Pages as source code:
--

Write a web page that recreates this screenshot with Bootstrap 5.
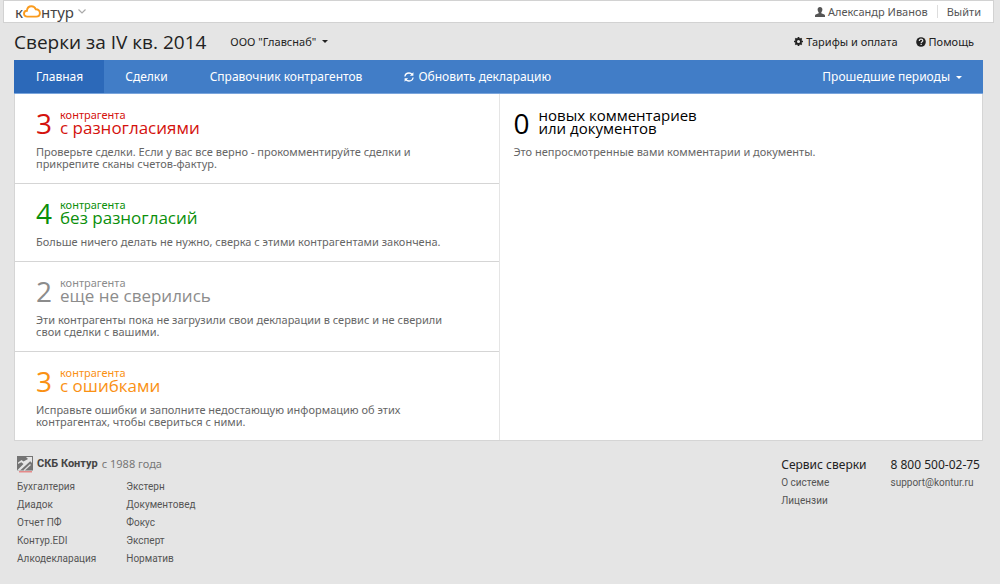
<!DOCTYPE html>
<html lang="ru">
<head>
<meta charset="utf-8">
<meta name="viewport" content="width=device-width, initial-scale=1">
<title>Контур.Сверка</title>
<link href="https://cdn.jsdelivr.net/npm/bootstrap@5.3.0/dist/css/bootstrap.min.css" rel="stylesheet">
<style>
  body { background: #e5e5e5; color: #222; font-family: "Noto Sans", "Open Sans", sans-serif; font-size: 11px; line-height: 16px; }
  a { color: inherit; text-decoration: none; }
  a:hover { text-decoration: underline; }
  svg { display: block; flex: none; }
  .plain-btn { background: none; border: 0; padding: 0; color: inherit; display: flex; align-items: center; }
  .icon-text { display: flex; align-items: center; gap: 3px; }
  .caret { border: 3px solid transparent; border-top-color: currentColor; border-bottom: 0; margin-left: 6px; }
  .service-bar { background: #fff; border: 1px solid #d2d2d2; height: 23px; margin: 0 6px 0 3px; padding: 0 12px 0 11px; color: #555; }
  .brand-name { font-size: 15px; line-height: 20px; color: #444; }
  .brand-name:hover { text-decoration: none; }
  .exit-link { border-left: 1px solid #ddd; padding-left: 9px; margin-left: 9px; line-height: 13px; }
  .page-wrap { margin: 0 17px 0 14px; }
  .title-row { height: 37px; padding-right: 9px; }
  .title-row h1 { font-family: "Open Sans", sans-serif; font-size: 19px; line-height: 26px; font-weight: 400; }
  .title-links { gap: 18px; }
  .main-nav { background: #417dc7; border-bottom: 1px solid #7aa5dc; color: #fff; font-size: 12px; height: 34px; padding-right: 21px; }
  .main-nav .nav-item-link { display: flex; align-items: center; gap: 4px; padding: 1px 21px 0; }
  .main-nav .plain-btn { padding-top: 1px; }
  .main-nav .current { background: #2c69b9; padding: 1px 21px 0 22px; }
  .panel { background: #fff; border: 1px solid #d5d5d5; border-top: 0; }
  .stat { padding: 15px 30px 13px 21px; border-bottom: 1px solid #d5d5d5; }
  .stat:last-child { border-bottom: 0; padding-bottom: 12px; }
  .stat p { color: #666; line-height: 12px; margin: 12px 0 0; }
  .stat-head { display: flex; align-items: center; height: 25px; }
  .stat-head:hover { text-decoration: none; }
  .stat-num { font-family: "Open Sans", sans-serif; font-size: 28px; line-height: 24px; width: 24px; padding-top: 3px; }
  .stat-top { display: block; line-height: 12px; }
  .stat-big { display: block; font-family: "Open Sans", sans-serif; font-size: 17px; line-height: 13px; }
  .red { color: #d4120d; } .green { color: #0b8f0b; } .grey { color: #8c8c8c; } .orange { color: #fa9114; }
  .col-news { border-left: 1px solid #e5e5e5; color: #000; }
  .col-news .stat { padding-left: 14px; }
  .col-news .stat-num { width: 25px; }
  .col-news .stat-big { font-size: 15px; }
  .page-foot { padding: 13px 3px 0; color: #555; font-family: Roboto, "Open Sans", sans-serif; font-size: 10px; line-height: 18px; }
  .page-foot ul { list-style: none; margin: 0; padding: 0; }
  .foot-brand { height: 20px; gap: 4px; margin-bottom: 4px; font-size: 11px; color: #777; }
  .foot-brand strong { color: #444; }
  .foot-brand span { font-family: "Noto Sans", sans-serif; }
  .foot-products { column-gap: 30px; }
  .foot-service { gap: 24px; padding-top: 2px; }
  .page-foot .foot-lead { font-family: "Noto Sans", sans-serif; font-size: 12px; color: #222; }
</style>
</head>
<body>
<header class="service-bar d-flex align-items-center justify-content-between">
  <a href="#" class="brand-name d-flex align-items-center" aria-label="Контур">к<svg width="18" height="13" viewBox="0 0 18 13"><path d="M4.200 11.600C2.200 11.600 1 10.300 1 8.700c0-1.700 1.200-2.800 2.900-2.900C4.200 3 6 1.200 8.400 1.200c2 0 3.600 1.100 4.300 3 2.400-.1 4.200 1.500 4.200 3.700s-1.600 3.700-3.700 3.700z" fill="none" stroke="#fa9b1e" stroke-width="1.900"/></svg>нтур<svg class="ms-1" width="8" height="5" viewBox="0 0 8 5"><path d="M.5.5 4 4 7.500.5" fill="none" stroke="#aaa" stroke-width="1.200"/></svg></a>
  <div class="d-flex align-items-center">
    <a href="#" class="icon-text"><svg width="10" height="10" viewBox="0 0 10 10" fill="#555"><path d="M5 0c1.500 0 2.400 1 2.400 2.600 0 1.200-.5 2.200-1.100 2.800v.8L9.300 7.500c.5.300.7.700.7 1.300V10H0V8.800c0-.6.200-1 .7-1.300l3-1.300v-.8C3.100 4.800 2.600 3.800 2.600 2.600 2.600 1 3.500 0 5 0z"/></svg>Александр Иванов</a>
    <a href="#" class="exit-link">Выйти</a>
  </div>
</header>
<div class="page-wrap">
  <div class="title-row d-flex align-items-center">
    <h1 class="m-0">Сверки за IV кв. 2014</h1>
    <button type="button" class="plain-btn ms-4">ООО "Главснаб"<span class="caret"></span></button>
    <div class="title-links d-flex ms-auto">
      <a href="#" class="icon-text"><svg width="9" height="9" viewBox="0 0 9 9"><circle cx="4.500" cy="4.500" r="2.500" fill="none" stroke="#222" stroke-width="1.900"/><path d="M4.500 0v1.500M4.500 7.500V9M0 4.500h1.500M7.500 4.500H9M1.300 1.300l1 1M6.700 6.700l1 1M1.300 7.700l1-1M6.700 2.300l1-1" stroke="#222" stroke-width="1.700"/></svg>Тарифы и оплата</a>
      <a href="#" class="icon-text"><svg width="10" height="10" viewBox="0 0 10 10"><circle cx="5" cy="5" r="4.800" fill="#222"/><path d="M3.300 3.900C3.300 2.700 4 2.200 5 2.200s1.800.6 1.800 1.500C6.800 4.800 5.200 4.700 5.200 6" fill="none" stroke="#e5e5e5" stroke-width="1.200"/><path d="M4.500 6.800h1.300V8H4.500z" fill="#e5e5e5"/></svg>Помощь</a>
    </div>
  </div>
  <nav class="main-nav d-flex">
    <a href="#" class="nav-item-link current" aria-current="page">Главная</a>
    <a href="#" class="nav-item-link">Сделки</a>
    <a href="#" class="nav-item-link">Справочник контрагентов</a>
    <a href="#" class="nav-item-link"><svg width="10" height="10" viewBox="0 0 10 10" fill="none" stroke="#fff" stroke-width="1.300"><path d="M.9 4.500C1.200 2.300 2.900 1 5 1c1.300 0 2.400.5 3.200 1.500M9.100 5.500C8.800 7.700 7.100 9 5 9c-1.300 0-2.400-.5-3.200-1.500"/><path d="M9.400.3v3.500H5.900zM.6 9.700V6.200h3.500z" fill="#fff" stroke="none"/></svg>Обновить декларацию</a>
    <button type="button" class="plain-btn ms-auto">Прошедшие периоды<span class="caret"></span></button>
  </nav>
  <main class="panel row g-0">
    <div class="col-6">
      <section class="stat"><a href="#" class="stat-head red"><span class="stat-num">3</span><span><span class="stat-top">контрагента</span><span class="stat-big">с разногласиями</span></span></a>
        <p>Проверьте сделки. Если у вас все верно - прокомментируйте сделки и прикрепите сканы счетов-фактур.</p></section>
      <section class="stat"><a href="#" class="stat-head green"><span class="stat-num">4</span><span><span class="stat-top">контрагента</span><span class="stat-big">без разногласий</span></span></a>
        <p>Больше ничего делать не нужно, сверка с этими контрагентами закончена.</p></section>
      <section class="stat"><a href="#" class="stat-head grey"><span class="stat-num">2</span><span><span class="stat-top">контрагента</span><span class="stat-big">еще не сверились</span></span></a>
        <p>Эти контрагенты пока не загрузили свои декларации в сервис и не сверили<br>свои сделки с вашими.</p></section>
      <section class="stat"><a href="#" class="stat-head orange"><span class="stat-num">3</span><span><span class="stat-top">контрагента</span><span class="stat-big">с ошибками</span></span></a>
        <p>Исправьте ошибки и заполните недостающую информацию об этих<br>контрагентах, чтобы свериться с ними.</p></section>
    </div>
    <div class="col-6 col-news">
      <section class="stat"><a href="#" class="stat-head"><span class="stat-num">0</span><span class="stat-big">новых комментариев<br>или документов</span></a>
        <p>Это непросмотренные вами комментарии и документы.</p></section>
    </div>
  </main>
  <footer class="page-foot d-flex justify-content-between align-items-start">
    <div>
      <div class="foot-brand d-flex align-items-center">
        <svg width="16" height="18" viewBox="0 0 16 18"><path d="M0 1h16v14.500H0z" fill="#747474"/><path d="M1 7.500 4.500 5l2 1.500L11 4 9 2h6v6l-1.800-1.700L3 15.500H0L6.500 9 4.300 7.300 1 9z" fill="#e5e5e5"/><path d="M7 15.500 13.500 9.500" fill="none" stroke="#e0e0e0" stroke-width="1.200"/><path d="M2 16h13v1.500H2z" fill="#e58a8a"/></svg>
        <strong>СКБ Контур</strong><span>с 1988 года</span>
      </div>
      <div class="foot-products d-flex">
        <ul>
          <li><a href="#">Бухгалтерия</a></li><li><a href="#">Диадок</a></li><li><a href="#">Отчет ПФ</a></li><li><a href="#">Контур.EDI</a></li><li><a href="#">Алкодекларация</a></li>
        </ul>
        <ul>
          <li><a href="#">Экстерн</a></li><li><a href="#">Документовед</a></li><li><a href="#">Фокус</a></li><li><a href="#">Эксперт</a></li><li><a href="#">Норматив</a></li>
        </ul>
      </div>
    </div>
    <div class="foot-service d-flex">
      <ul>
        <li class="foot-lead">Сервис сверки</li><li><a href="#">О системе</a></li><li><a href="#">Лицензии</a></li>
      </ul>
      <ul>
        <li class="foot-lead">8 800 500-02-75</li><li><a href="#">support@kontur.ru</a></li>
      </ul>
    </div>
  </footer>
</div>
<script src="https://cdn.jsdelivr.net/npm/bootstrap@5.3.0/dist/js/bootstrap.bundle.min.js"></script>
</body>
</html>
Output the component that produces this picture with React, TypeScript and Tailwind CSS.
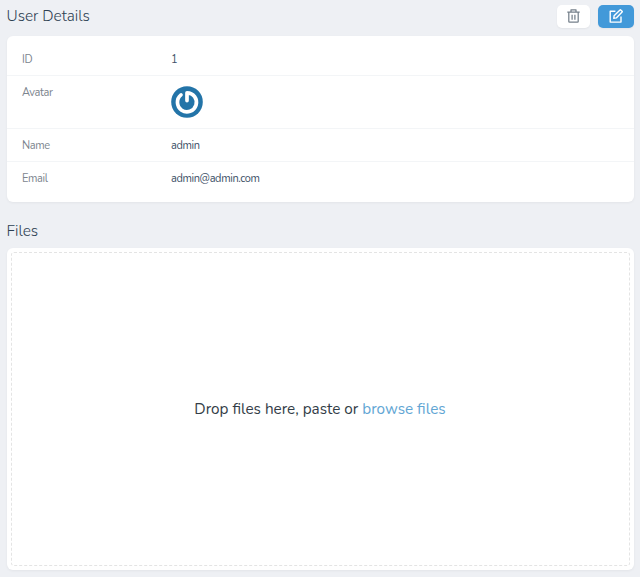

--

WHAT YOU NEED TO DO:
Only lines holding the string "this" are wanted; gather each one from the entries above.

TASK ANSWER:
Write a web page that recreates this screenshot with Bootstrap 5.
Output the component that produces this picture with React, TypeScript and Tailwind CSS.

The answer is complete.